- EXERCISE DETAILS -
Pictures do not belong in your copy. Repeat all the other data exactly.

- EXERCISE DATA -
····················

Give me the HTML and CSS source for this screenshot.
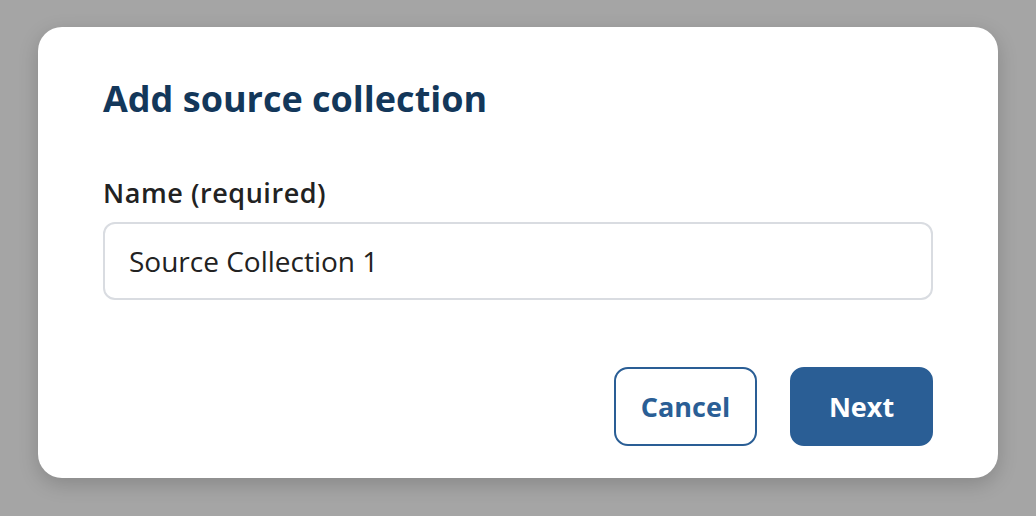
FILE: index.html
```html
<!DOCTYPE html>
<html lang="en">
<head>
<meta charset="utf-8">
<title>Add source collection</title>
<link rel="stylesheet" href="styles.css">
</head>
<body>
<div class="backdrop">
  <div class="dialog">
    <h1 class="title">Add source collection</h1>
    <label class="label" for="name">Name (required)</label>
    <input class="input" id="name" type="text" value="Source Collection 1">
    <div class="actions">
      <button class="btn btn-secondary" type="button">Cancel</button>
      <button class="btn btn-primary" type="button">Next</button>
    </div>
  </div>
</div>
</body>
</html>
```

FILE: styles.css
```css
* { box-sizing: border-box; }
html, body { margin: 0; padding: 0; }
body {
  width: 1036px;
  height: 516px;
  background: #a5a5a5;
  font-family: "Open Sans", "Noto Sans", sans-serif;
  overflow: hidden;
}
.backdrop {
  padding: 27px 38px;
}
.dialog {
  width: 960px;
  height: 451px;
  background: #fff;
  border-radius: 24px;
  box-shadow: 0 6px 20px rgba(0, 0, 0, 0.18);
  padding: 50px 65px 32px;
  display: flex;
  flex-direction: column;
}
.title {
  margin: 0;
  font-size: 36px;
  line-height: 44px;
  font-weight: 700;
  color: #13375a;
}
.label {
  margin-top: 56px;
  font-size: 27px;
  line-height: 32px;
  font-weight: 600;
  letter-spacing: 0.55px;
  color: #222;
}
.input {
  margin-top: 13px;
  height: 78px;
  width: 100%;
  border: 2px solid #d9dce1;
  border-radius: 12px;
  padding: 0 24px;
  font-family: inherit;
  font-size: 28px;
  color: #222;
  outline: none;
}
.actions {
  margin-top: 67px;
  display: flex;
  justify-content: flex-end;
  gap: 33px;
}
.btn {
  height: 79px;
  border-radius: 14px;
  font-family: inherit;
  font-size: 27px;
  font-weight: 700;
  padding: 0;
}
.btn-secondary {
  width: 143px;
  background: #fff;
  border: 2px solid #2a5e95;
  color: #2a5e95;
}
.btn-primary {
  width: 143px;
  background: #2a5e95;
  border: 2px solid #2a5e95;
  color: #fff;
}
```
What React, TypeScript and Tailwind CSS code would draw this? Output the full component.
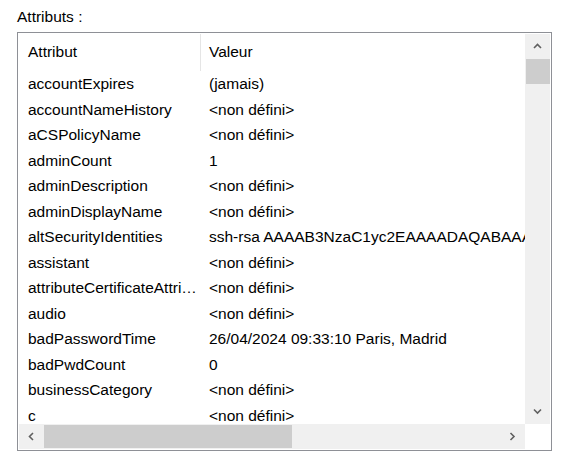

····················

- FULL OUTPUT -
Give me the HTML and CSS source for this screenshot.
FILE: index.html
```html
<!DOCTYPE html>
<html lang="en">
<head>
<meta charset="utf-8">
<title>Add source collection</title>
<link rel="stylesheet" href="styles.css">
</head>
<body>
<div class="backdrop">
  <div class="dialog">
    <h1 class="title">Add source collection</h1>
    <label class="label" for="name">Name (required)</label>
    <input class="input" id="name" type="text" value="Source Collection 1">
    <div class="actions">
      <button class="btn btn-secondary" type="button">Cancel</button>
      <button class="btn btn-primary" type="button">Next</button>
    </div>
  </div>
</div>
</body>
</html>
```

FILE: styles.css
```css
* { box-sizing: border-box; }
html, body { margin: 0; padding: 0; }
body {
  width: 1036px;
  height: 516px;
  background: #a5a5a5;
  font-family: "Open Sans", "Noto Sans", sans-serif;
  overflow: hidden;
}
.backdrop {
  padding: 27px 38px;
}
.dialog {
  width: 960px;
  height: 451px;
  background: #fff;
  border-radius: 24px;
  box-shadow: 0 6px 20px rgba(0, 0, 0, 0.18);
  padding: 50px 65px 32px;
  display: flex;
  flex-direction: column;
}
.title {
  margin: 0;
  font-size: 36px;
  line-height: 44px;
  font-weight: 700;
  color: #13375a;
}
.label {
  margin-top: 56px;
  font-size: 27px;
  line-height: 32px;
  font-weight: 600;
  letter-spacing: 0.55px;
  color: #222;
}
.input {
  margin-top: 13px;
  height: 78px;
  width: 100%;
  border: 2px solid #d9dce1;
  border-radius: 12px;
  padding: 0 24px;
  font-family: inherit;
  font-size: 28px;
  color: #222;
  outline: none;
}
.actions {
  margin-top: 67px;
  display: flex;
  justify-content: flex-end;
  gap: 33px;
}
.btn {
  height: 79px;
  border-radius: 14px;
  font-family: inherit;
  font-size: 27px;
  font-weight: 700;
  padding: 0;
}
.btn-secondary {
  width: 143px;
  background: #fff;
  border: 2px solid #2a5e95;
  color: #2a5e95;
}
.btn-primary {
  width: 143px;
  background: #2a5e95;
  border: 2px solid #2a5e95;
  color: #fff;
}
```
What React, TypeScript and Tailwind CSS code would draw this? Output the full component.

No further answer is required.